→ WHAT YOU SHOULD DO
Which lines of the records contain "TypeScript"? Collect every one of them.

→ RECORDS FOR THIS TASK
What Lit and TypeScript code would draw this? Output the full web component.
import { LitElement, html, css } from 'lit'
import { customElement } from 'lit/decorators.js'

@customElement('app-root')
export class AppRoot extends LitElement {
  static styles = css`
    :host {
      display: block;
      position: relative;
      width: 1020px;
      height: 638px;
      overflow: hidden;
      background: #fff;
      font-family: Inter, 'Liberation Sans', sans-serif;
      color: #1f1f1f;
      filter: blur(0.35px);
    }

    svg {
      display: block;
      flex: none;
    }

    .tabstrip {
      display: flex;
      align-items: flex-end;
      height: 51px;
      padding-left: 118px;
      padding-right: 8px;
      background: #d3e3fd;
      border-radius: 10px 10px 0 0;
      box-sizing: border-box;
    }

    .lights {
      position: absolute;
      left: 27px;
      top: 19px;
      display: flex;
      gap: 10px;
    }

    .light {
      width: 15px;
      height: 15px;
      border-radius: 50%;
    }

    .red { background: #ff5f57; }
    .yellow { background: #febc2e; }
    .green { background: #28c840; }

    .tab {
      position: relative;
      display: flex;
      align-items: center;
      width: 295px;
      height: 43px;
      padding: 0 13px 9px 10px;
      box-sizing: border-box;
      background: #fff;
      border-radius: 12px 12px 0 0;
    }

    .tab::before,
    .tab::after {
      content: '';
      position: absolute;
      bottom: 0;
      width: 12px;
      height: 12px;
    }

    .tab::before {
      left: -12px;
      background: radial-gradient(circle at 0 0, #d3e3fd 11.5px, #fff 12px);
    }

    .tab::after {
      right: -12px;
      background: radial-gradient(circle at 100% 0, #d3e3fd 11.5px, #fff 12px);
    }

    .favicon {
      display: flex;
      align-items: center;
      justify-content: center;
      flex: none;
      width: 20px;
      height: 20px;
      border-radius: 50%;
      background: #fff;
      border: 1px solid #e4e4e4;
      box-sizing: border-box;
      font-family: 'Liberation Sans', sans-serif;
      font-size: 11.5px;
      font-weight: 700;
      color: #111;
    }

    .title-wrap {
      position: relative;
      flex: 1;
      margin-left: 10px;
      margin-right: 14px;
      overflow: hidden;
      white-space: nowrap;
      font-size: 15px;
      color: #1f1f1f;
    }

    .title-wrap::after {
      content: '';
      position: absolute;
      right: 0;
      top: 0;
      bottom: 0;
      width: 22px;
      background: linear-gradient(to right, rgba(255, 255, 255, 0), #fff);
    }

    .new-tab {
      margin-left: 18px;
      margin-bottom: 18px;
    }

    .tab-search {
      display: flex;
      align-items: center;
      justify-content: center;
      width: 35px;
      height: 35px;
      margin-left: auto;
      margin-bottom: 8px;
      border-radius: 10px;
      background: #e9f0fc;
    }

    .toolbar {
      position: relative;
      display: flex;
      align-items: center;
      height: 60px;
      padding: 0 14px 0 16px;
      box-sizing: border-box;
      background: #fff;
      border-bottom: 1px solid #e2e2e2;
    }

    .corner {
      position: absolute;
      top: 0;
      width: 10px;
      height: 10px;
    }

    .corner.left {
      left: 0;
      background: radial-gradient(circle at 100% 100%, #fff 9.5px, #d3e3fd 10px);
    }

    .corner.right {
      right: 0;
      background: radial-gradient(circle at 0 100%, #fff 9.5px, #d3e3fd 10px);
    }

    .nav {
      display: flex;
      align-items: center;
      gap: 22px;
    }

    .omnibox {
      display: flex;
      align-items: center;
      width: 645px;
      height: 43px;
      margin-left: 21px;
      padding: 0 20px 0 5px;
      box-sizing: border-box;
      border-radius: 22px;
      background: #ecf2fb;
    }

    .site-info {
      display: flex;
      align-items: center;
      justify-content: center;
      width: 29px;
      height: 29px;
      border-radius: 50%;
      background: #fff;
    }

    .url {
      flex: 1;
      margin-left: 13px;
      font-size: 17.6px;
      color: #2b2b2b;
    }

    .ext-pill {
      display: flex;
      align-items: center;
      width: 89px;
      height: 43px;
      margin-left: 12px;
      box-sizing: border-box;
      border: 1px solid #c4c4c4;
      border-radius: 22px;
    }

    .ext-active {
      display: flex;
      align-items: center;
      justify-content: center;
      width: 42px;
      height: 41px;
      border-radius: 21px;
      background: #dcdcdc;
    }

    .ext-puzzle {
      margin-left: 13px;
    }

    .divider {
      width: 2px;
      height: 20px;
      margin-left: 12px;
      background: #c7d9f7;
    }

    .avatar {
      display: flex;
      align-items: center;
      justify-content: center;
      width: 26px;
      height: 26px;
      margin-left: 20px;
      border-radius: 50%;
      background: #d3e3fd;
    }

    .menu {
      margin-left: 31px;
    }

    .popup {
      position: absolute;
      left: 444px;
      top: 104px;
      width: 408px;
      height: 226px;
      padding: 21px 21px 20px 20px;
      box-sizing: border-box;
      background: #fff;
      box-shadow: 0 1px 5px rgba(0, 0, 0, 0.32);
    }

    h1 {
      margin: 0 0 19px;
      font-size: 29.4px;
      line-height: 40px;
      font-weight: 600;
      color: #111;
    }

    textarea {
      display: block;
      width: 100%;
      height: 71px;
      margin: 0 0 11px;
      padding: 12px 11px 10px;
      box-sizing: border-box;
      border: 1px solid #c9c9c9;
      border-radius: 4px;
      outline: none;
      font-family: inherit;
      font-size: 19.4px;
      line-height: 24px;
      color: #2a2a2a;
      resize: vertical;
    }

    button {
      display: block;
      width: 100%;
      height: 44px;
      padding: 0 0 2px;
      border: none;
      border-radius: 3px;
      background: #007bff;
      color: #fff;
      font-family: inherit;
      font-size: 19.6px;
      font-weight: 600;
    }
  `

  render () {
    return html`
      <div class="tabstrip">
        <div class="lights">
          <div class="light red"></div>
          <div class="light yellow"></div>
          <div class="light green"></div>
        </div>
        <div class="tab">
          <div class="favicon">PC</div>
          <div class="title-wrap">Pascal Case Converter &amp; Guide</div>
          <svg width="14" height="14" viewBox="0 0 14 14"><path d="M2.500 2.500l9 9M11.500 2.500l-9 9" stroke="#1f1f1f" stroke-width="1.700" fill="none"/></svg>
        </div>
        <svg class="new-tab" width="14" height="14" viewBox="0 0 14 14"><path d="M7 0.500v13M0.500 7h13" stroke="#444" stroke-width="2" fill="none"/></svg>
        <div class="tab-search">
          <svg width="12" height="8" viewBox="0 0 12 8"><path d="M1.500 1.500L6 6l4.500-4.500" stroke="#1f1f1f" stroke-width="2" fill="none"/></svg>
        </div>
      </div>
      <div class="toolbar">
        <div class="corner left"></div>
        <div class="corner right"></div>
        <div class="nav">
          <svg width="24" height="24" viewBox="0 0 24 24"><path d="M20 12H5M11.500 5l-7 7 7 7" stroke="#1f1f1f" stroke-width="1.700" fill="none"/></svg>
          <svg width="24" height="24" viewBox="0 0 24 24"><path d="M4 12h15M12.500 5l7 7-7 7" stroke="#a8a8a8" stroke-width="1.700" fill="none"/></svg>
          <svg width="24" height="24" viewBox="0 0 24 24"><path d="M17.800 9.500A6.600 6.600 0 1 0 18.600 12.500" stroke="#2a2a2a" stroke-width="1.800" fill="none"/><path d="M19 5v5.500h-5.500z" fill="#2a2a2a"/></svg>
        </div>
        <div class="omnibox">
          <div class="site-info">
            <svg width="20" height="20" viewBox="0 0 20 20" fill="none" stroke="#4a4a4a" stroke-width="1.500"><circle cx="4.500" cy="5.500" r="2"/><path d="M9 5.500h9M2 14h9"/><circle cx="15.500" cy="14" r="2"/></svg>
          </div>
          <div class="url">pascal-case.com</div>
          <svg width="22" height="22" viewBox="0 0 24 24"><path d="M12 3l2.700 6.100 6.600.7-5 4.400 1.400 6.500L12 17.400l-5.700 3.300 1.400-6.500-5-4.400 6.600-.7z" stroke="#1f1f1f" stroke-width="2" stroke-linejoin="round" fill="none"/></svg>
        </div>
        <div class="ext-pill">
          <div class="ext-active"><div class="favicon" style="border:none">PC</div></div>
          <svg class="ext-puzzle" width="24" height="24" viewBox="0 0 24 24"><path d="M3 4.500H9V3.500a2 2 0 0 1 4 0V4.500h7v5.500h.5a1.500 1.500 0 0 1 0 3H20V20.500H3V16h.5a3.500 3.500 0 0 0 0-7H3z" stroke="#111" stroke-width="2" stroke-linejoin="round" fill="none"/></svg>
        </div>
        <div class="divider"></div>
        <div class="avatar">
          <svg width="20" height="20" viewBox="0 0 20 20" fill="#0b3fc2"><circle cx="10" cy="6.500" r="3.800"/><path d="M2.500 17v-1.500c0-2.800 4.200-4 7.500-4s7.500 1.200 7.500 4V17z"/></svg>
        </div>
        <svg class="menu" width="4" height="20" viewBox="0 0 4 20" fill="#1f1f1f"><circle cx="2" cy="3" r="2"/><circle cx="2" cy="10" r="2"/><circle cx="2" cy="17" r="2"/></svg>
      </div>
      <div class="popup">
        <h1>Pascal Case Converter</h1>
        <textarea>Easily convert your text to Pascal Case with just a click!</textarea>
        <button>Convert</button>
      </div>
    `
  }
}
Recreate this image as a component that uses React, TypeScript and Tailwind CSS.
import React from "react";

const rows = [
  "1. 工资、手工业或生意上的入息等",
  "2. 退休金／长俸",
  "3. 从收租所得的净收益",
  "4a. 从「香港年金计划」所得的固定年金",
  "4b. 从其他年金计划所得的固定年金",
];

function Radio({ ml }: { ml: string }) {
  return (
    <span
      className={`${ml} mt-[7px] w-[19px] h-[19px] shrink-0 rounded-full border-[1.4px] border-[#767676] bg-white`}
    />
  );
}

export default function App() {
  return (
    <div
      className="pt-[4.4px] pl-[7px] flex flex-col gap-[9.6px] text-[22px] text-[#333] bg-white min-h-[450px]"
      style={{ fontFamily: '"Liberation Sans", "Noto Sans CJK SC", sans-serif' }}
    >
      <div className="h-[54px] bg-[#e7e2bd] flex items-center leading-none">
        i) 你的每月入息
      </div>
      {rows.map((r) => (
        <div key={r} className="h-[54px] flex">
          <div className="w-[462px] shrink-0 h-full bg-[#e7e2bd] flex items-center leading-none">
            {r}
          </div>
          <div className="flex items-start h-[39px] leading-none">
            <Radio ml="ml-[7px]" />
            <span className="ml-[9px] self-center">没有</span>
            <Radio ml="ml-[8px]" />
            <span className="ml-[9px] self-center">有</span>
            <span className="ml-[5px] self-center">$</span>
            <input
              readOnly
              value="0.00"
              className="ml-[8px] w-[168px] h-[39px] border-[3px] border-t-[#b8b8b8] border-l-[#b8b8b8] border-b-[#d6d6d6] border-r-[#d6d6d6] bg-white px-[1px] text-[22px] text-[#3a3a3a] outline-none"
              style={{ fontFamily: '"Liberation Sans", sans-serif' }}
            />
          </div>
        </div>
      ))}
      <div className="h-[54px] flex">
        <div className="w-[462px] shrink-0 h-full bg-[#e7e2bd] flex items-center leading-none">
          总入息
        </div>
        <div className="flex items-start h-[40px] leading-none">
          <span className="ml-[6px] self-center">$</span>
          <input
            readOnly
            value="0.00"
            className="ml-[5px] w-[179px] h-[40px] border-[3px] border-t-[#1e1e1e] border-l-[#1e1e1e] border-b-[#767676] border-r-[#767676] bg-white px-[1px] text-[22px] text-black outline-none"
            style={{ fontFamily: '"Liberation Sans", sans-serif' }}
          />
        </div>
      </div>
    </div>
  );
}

→ EXERCISE SOLUTION
What Lit and TypeScript code would draw this? Output the full web component.
Recreate this image as a component that uses React, TypeScript and Tailwind CSS.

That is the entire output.